Culloden (1964 TV Movie)
8/10
Very dramatic historical reconstruction
2 February 2004
Enjoying a revival on the art-house circuit, this reconstruction of the famous last battle fought on British soil uses modern documentary-style reporting to convey immediacy. An effective and bloodthirsty film, it covers a landmark period of Scots-Anglo history, showing not only the senseless waste of human life, the total incompetence of the Bonnie Prince Charles as a military leader, but the barbaric excesses of both Scots and English, and the iniquity and the Scottish ‘clan' system. The period opened the way for the ‘clearances' where indigenous people were shipped off and the land used for (more profitable and less troublesome) sheep farming.
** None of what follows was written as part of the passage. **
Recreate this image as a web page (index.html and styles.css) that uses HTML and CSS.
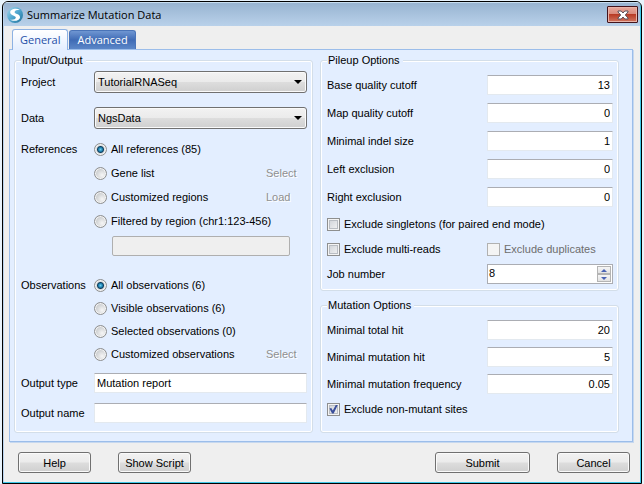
FILE: index.html
```html
<!DOCTYPE html>
<html lang="en">
<head>
<meta charset="utf-8">
<title>Summarize Mutation Data</title>
<link rel="stylesheet" href="styles.css">
</head>
<body>
<main class="window">
  <header class="titlebar">
    <svg class="logo" viewBox="0 0 16 16" aria-hidden="true">
      <defs>
        <linearGradient id="ball" x1="0" y1="0" x2="1" y2="1">
          <stop offset="0" stop-color="#a9d6ea"/>
          <stop offset="0.5" stop-color="#4fa6cf"/>
          <stop offset="1" stop-color="#1f7099"/>
        </linearGradient>
      </defs>
      <circle cx="8" cy="8" r="8" fill="url(#ball)"/>
      <path d="M13 2.800C9.500.600 3.100 1.800 3.200 5.400c.1 3.200 6 3 5.600 5.400-.3 1.700-3 2.300-6 1.700 3.700 2.700 10.300 1.200 10.200-2.600C12.900 6.600 7.400 7 7.600 4.900c.1-1.500 2.700-2.200 5.400-2.100z" fill="#fff"/>
    </svg>
    <h1 class="title">Summarize Mutation Data</h1>
    <button class="close" type="button" aria-label="Close">
      <svg class="close-icon" viewBox="0 0 12 10" aria-hidden="true">
        <path d="M1 1h3.200L6 3 7.800 1H11v1L8.300 5 11 8v1H7.800L6 7 4.200 9H1V8l2.700-3L1 2z" fill="#fff" stroke="#59505a" stroke-width="1"/>
      </svg>
    </button>
  </header>

  <nav class="tabs" role="tablist">
    <button class="tab tab-active" type="button" role="tab" aria-selected="true">General</button>
    <button class="tab" type="button" role="tab" aria-selected="false">Advanced</button>
  </nav>

  <form class="panel">
    <fieldset class="group">
      <legend>Input/Output</legend>
      <div class="row row-project">
        <label class="name" for="project">Project</label>
        <span class="select"><select id="project"><option>TutorialRNASeq</option></select></span>
      </div>
      <div class="row row-data">
        <label class="name" for="data">Data</label>
        <span class="select"><select id="data"><option>NgsData</option></select></span>
      </div>
      <div class="row choices references" role="radiogroup" aria-labelledby="refs">
        <span class="name" id="refs">References</span>
        <div class="options">
          <div class="option"><label><input type="radio" name="refs" checked>All references (85)</label></div>
          <div class="option"><label><input type="radio" name="refs">Gene list</label><button class="link" type="button" disabled>Select</button></div>
          <div class="option"><label><input type="radio" name="refs">Customized regions</label><button class="link" type="button" disabled>Load</button></div>
          <div class="option"><label><input type="radio" name="refs">Filtered by region (chr1:123-456)</label></div>
          <input class="field region" type="text" aria-label="Region" disabled>
        </div>
      </div>
      <div class="row choices observations" role="radiogroup" aria-labelledby="obs">
        <span class="name" id="obs">Observations</span>
        <div class="options">
          <div class="option"><label><input type="radio" name="obs" checked>All observations (6)</label></div>
          <div class="option"><label><input type="radio" name="obs">Visible observations (6)</label></div>
          <div class="option"><label><input type="radio" name="obs">Selected observations (0)</label></div>
          <div class="option"><label><input type="radio" name="obs">Customized observations</label><button class="link" type="button" disabled>Select</button></div>
        </div>
      </div>
      <div class="row row-type">
        <label class="name" for="otype">Output type</label>
        <input class="field" id="otype" type="text" value="Mutation report">
      </div>
      <div class="row row-output">
        <label class="name" for="oname">Output name</label>
        <input class="field" id="oname" type="text">
      </div>
    </fieldset>

    <div class="column">
      <fieldset class="group">
        <legend>Pileup Options</legend>
        <div class="numbers">
          <div class="setting"><label for="base">Base quality cutoff</label><input class="field number" id="base" type="text" value="13"></div>
          <div class="setting"><label for="map">Map quality cutoff</label><input class="field number" id="map" type="text" value="0"></div>
          <div class="setting"><label for="indel">Minimal indel size</label><input class="field number" id="indel" type="text" value="1"></div>
          <div class="setting"><label for="left">Left exclusion</label><input class="field number" id="left" type="text" value="0"></div>
          <div class="setting"><label for="right">Right exclusion</label><input class="field number" id="right" type="text" value="0"></div>
        </div>
        <div class="checks">
          <label><input type="checkbox">Exclude singletons (for paired end mode)</label>
          <div class="setting">
            <label><input type="checkbox">Exclude multi-reads</label>
            <label class="duplicates"><input type="checkbox" disabled>Exclude duplicates</label>
          </div>
        </div>
        <div class="setting">
          <label for="jobs">Job number</label>
          <span class="spinner">
            <input id="jobs" type="number" value="8">
            <span class="arrows">
              <button class="arrow up" type="button" aria-label="Increase"></button>
              <button class="arrow down" type="button" aria-label="Decrease"></button>
            </span>
          </span>
        </div>
      </fieldset>

      <fieldset class="group group-fill">
        <legend>Mutation Options</legend>
        <div class="numbers">
          <div class="setting"><label for="total">Minimal total hit</label><input class="field number" id="total" type="text" value="20"></div>
          <div class="setting"><label for="hit">Minimal mutation hit</label><input class="field number" id="hit" type="text" value="5"></div>
          <div class="setting"><label for="freq">Minimal mutation frequency</label><input class="field number" id="freq" type="text" value="0.05"></div>
        </div>
        <label><input type="checkbox" checked>Exclude non-mutant sites</label>
      </fieldset>
    </div>
  </form>

  <footer class="actions">
    <button class="button" type="button">Help</button>
    <button class="button" type="button">Show Script</button>
    <button class="button submit" type="button">Submit</button>
    <button class="button" type="button">Cancel</button>
  </footer>
</main>
</body>
</html>
```
FILE: styles.css
```css
* {
  box-sizing: border-box;
}

body {
  margin: 0;
  padding: 1px 2px;
  background: #e8f3fc;
  color: #000;
  font: 11px/14px "Liberation Sans", Arial, sans-serif;
}

button,
input,
select {
  margin: 0;
  font: inherit;
  color: inherit;
}

.window {
  display: flex;
  flex-direction: column;
  overflow: hidden;
  background: #efefef;
  border: 1px solid #000;
  border-radius: 6px 6px 0 0;
  box-shadow: inset -1px -1px #3fc8e8, inset 1px 0 #b9d3ee;
}

/* Title bar */
.titlebar {
  display: flex;
  align-items: center;
  height: 24px;
  margin: 0 1px;
  padding: 0 2px 0 3px;
  background: linear-gradient(#98b4d1, #b9d1ea);
  border-top: 1px solid #c8def0;
}

.logo {
  width: 16px;
  height: 16px;
}

.title {
  flex: 1;
  margin: 0 0 0 4px;
  font: 11px/16px "Open Sans", "Noto Sans", sans-serif;
}

.close {
  display: flex;
  align-items: center;
  justify-content: center;
  width: 31px;
  height: 17px;
  padding: 0;
  background: linear-gradient(#e9a99c, #d98a7c 45%, #b83b25 50%, #d0755f);
  border: 1px solid #43141c;
  border-radius: 1px;
  box-shadow: inset 0 0 0 1px #e8b3a8;
}

.close-icon {
  width: 12px;
  height: 10px;
}

/* Tabs */
.tabs {
  display: flex;
  align-items: flex-end;
  gap: 1px;
  height: 23px;
  padding: 0 9px;
}

.tab {
  height: 19px;
  padding: 0 7px;
  background: linear-gradient(#6f96d2, #3f6bb5 50%, #5c87c8);
  border: 1px solid #4a74b8;
  border-bottom: 0;
  border-radius: 3px 3px 0 0;
  color: #fff;
  font: 11px/18px "Open Sans", "Noto Sans", sans-serif;
}

.tab-active {
  position: relative;
  z-index: 1;
  height: 21px;
  margin-bottom: -1px;
  background: linear-gradient(#fff, #e3eeff);
  border-color: #8db2e3;
  color: #1e4fa8;
}

/* Panel and groups */
.panel {
  display: grid;
  grid-template-columns: 1fr 1fr;
  gap: 7px;
  margin: 0 8px 0 6px;
  padding: 3px 13px 8px 4px;
  background: #e3eeff;
  border: 1px solid #9bbdea;
  box-shadow: 1px 1px #c6d8ef;
}

.column {
  display: flex;
  flex-direction: column;
  gap: 7px;
}

.group {
  min-width: 0;
  margin: 0;
  padding: 0 5px 6px 6px;
  border: 1px solid #d3dee9;
  border-radius: 3px;
  box-shadow: inset 0 0 0 1px #fff;
}

.group-fill {
  flex: 1;
}

legend {
  padding: 0 3px 0 1px;
  background: #e3eeff;
}

.row {
  display: flex;
  align-items: center;
}

.name {
  flex: none;
  width: 73px;
}

.row-project {
  margin-top: 4px;
}

.row-data {
  margin-top: 14px;
}

.row-type {
  margin-top: 7px;
}

.row-output {
  margin: 10px 0 3px;
}

.choices {
  align-items: flex-start;
}

.options {
  flex: 1;
}

.option {
  display: flex;
  align-items: center;
}

.option label {
  flex: 1;
}

.references {
  margin-top: 8px;
}

.references > .name,
.references .option {
  height: 24px;
  line-height: 24px;
}

.observations {
  margin-top: 18px;
}

.observations > .name,
.observations .option {
  height: 23px;
  line-height: 23px;
}

label:has(input) {
  display: flex;
  align-items: center;
  gap: 4px;
}

.link {
  width: 41px;
  padding: 0;
  background: none;
  border: 0;
  color: #8f8f8f;
  text-align: left;
  text-shadow: 1px 1px #fff;
}

/* Form controls */
.field {
  flex: 1;
  min-width: 0;
  height: 20px;
  padding: 0 4px 0 2px;
  background: #fff;
  border: 1px solid #e3e9ef;
  border-top-color: #abadb3;
  border-radius: 1px;
}

.region {
  display: block;
  width: calc(100% - 35px);
  margin: 3px 0 0 18px;
  background: #efefef;
  border-color: #afafaf;
  border-radius: 2px;
}

.number {
  flex: none;
  width: 126px;
  padding: 0 2px;
  text-align: right;
}

.select {
  position: relative;
  flex: 1;
}

.select::after {
  content: "";
  position: absolute;
  top: 9px;
  right: 5px;
  border: 4px solid transparent;
  border-top-color: #000;
  border-bottom: 0;
  pointer-events: none;
}

.select select {
  appearance: none;
  display: block;
  width: 100%;
  height: 22px;
  padding: 0 3px;
  background: linear-gradient(#f2f2f2, #ebebeb 48%, #dddddd 52%, #cfcfcf);
  border: 1px solid #707070;
  border-radius: 3px;
  box-shadow: inset 0 0 0 1px #fafafa;
}

input[type="radio"] {
  appearance: none;
  width: 13px;
  height: 13px;
  background: radial-gradient(circle at 65% 65%, #f6f6f6, #cfd1d3 60%);
  border: 1px solid #8e8f8f;
  border-radius: 50%;
  box-shadow: inset 0 0 0 1px #f4f4f4;
}

input[type="radio"]:checked {
  background: radial-gradient(circle at 50% 50%, #6fd0f0 0, #1d7fae 2px, #123f5e 3px, #d8dcdf 4px);
}

input[type="checkbox"] {
  appearance: none;
  display: grid;
  place-items: center;
  width: 13px;
  height: 13px;
  background: linear-gradient(135deg, #cbcfd5, #f6f6f6);
  border: 1px solid #8e8f8f;
  box-shadow: inset 0 0 0 1px #f4f4f4, inset 0 0 0 2px #b9bdc3;
}

input[type="checkbox"]:checked::before {
  content: "";
  width: 9px;
  height: 9px;
  background: #3b4f9b;
  clip-path: polygon(5% 45%, 25% 40%, 42% 66%, 78% 0, 100% 0, 52% 100%, 34% 100%);
}

input[type="checkbox"]:disabled {
  background: #f4f4f4;
  border-color: #b1b1b1;
  box-shadow: none;
}

.numbers {
  display: grid;
  gap: 8px;
  margin: 8px 0 10px;
}

.group-fill .numbers {
  gap: 7px;
  margin-bottom: 8px;
}

.setting {
  display: flex;
  align-items: center;
  justify-content: space-between;
}

.checks {
  display: grid;
  gap: 11px;
  margin-bottom: 8px;
}

.duplicates {
  width: 126px;
  color: #6d6d6d;
}

.spinner {
  display: flex;
  width: 126px;
  height: 20px;
  padding: 1px;
  background: #fff;
  border: 1px solid #abadb3;
}

.spinner input {
  flex: 1;
  min-width: 0;
  padding: 0 0 3px;
  background: none;
  border: 0;
  appearance: textfield;
}

.spinner input::-webkit-inner-spin-button {
  display: none;
}

.arrows {
  display: grid;
  grid-template-rows: 1fr 1fr;
  width: 14px;
}

.arrow {
  display: grid;
  place-items: center;
  padding: 0;
  background: linear-gradient(#f6f6f6, #e2e2e2);
  border: 1px solid #b4b4b4;
}

.arrow::before {
  content: "";
  border: 3px solid transparent;
}

.up::before {
  border-top: 0;
  border-bottom-color: #4a63b4;
}

.down::before {
  border-bottom: 0;
  border-top-color: #4a63b4;
}

/* Footer */
.actions {
  display: flex;
  gap: 27px;
  padding: 10px 11px 10px 15px;
}

.button {
  width: 73px;
  height: 21px;
  padding: 0;
  background: linear-gradient(#f2f2f2, #ebebeb 48%, #dddddd 52%, #cfcfcf);
  border: 1px solid #707070;
  border-radius: 3px;
  box-shadow: inset 0 0 0 1px #fafafa;
}

.submit {
  width: 95px;
  margin-left: auto;
}
```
It really doesn't have anything very good to say about anyone, English or Scots, but this won't stop many English feeling it is racist and one-sided (just as the English critics as a whole were the only ones in the world to lambaste the magnificently spectacular but historically inaccurate, Braveheart). Watkins may well have had a political agenda – the film was likened to a social commentary on the American involvement in Vietnam (as the gutting of the Gaelic Highlands by the Noble Army was said to parallel the ‘pacification' of the Vietnamese by the U.S. Army). Culloden, however, is not only a key historical massacre but almost part of Scottish folklore. Arguing the details of the battle is still a not uncommon pub conversation, especially to the north and west of the country. My favourite version is by an elderly lady who lives near Culloden (just outside of Inverness) who ‘tells it like she was there'. The movie, although originally made for television, is also a landmark, and riveting stuff, but whether it can justifiably be used to further a pro-Scottish Independence agenda is much shakier, given that it happened a long time ago.